We know we should take care of ourselves and keep our health in check. Health often seems to mean simply not being sick, but is that really so?
Interestingly, according to the World Health Organisation, health is, “A state of optimal wellbeing, not merely the absence of disease and infirmity.”
So our optimal or ‘best’ health requires a balance of the many facets that comprise the whole person. These include physical, mental, emotional, environmental, spiritual, and social components, which are different for everyone.
We spend considerable time and energy looking after our physical health, but why do so many of us feel and act differently when it comes to our own mental health and wellbeing?
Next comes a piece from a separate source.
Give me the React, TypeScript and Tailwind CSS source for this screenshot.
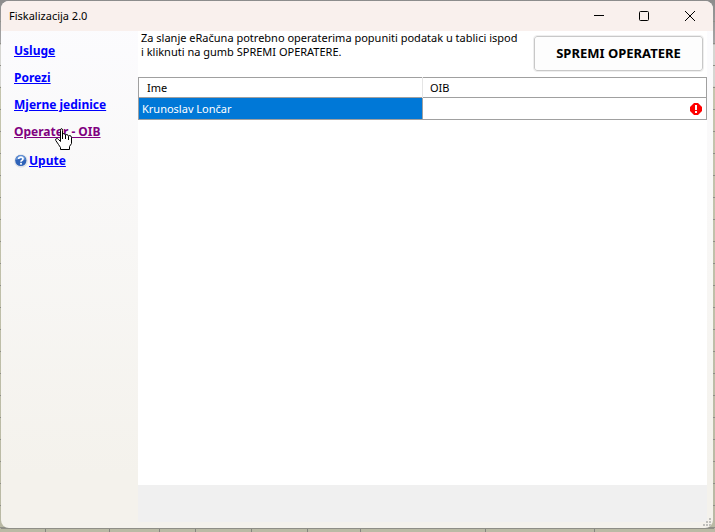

If we had to choose two things to focus on for a better quality of life, sleep and thinking patterns are a good place to start.
Maintaining good sleep habits
Every living being needs sleep. It is vital. A 100 years ago, on average we used to sleep eight or nine hours a night, these days we average around six hours. Based on these statistics, we are losing 730 hours of rest and recovery every year, which affects us physically as well as mentally.
“There is nothing either good or bad but thinking makes it so.”
It is not necessarily what happens to us, but our thinking around it that creates stress in our lives. The brain can chew up about 80% of the body’s neurological energy. Most people think about what they don’t want, therefore drawing the very thing they don’t want towards them. What you think about in life expands, so think healthy, happy thoughts and your body will follow suit.
What does optimal health mean for you?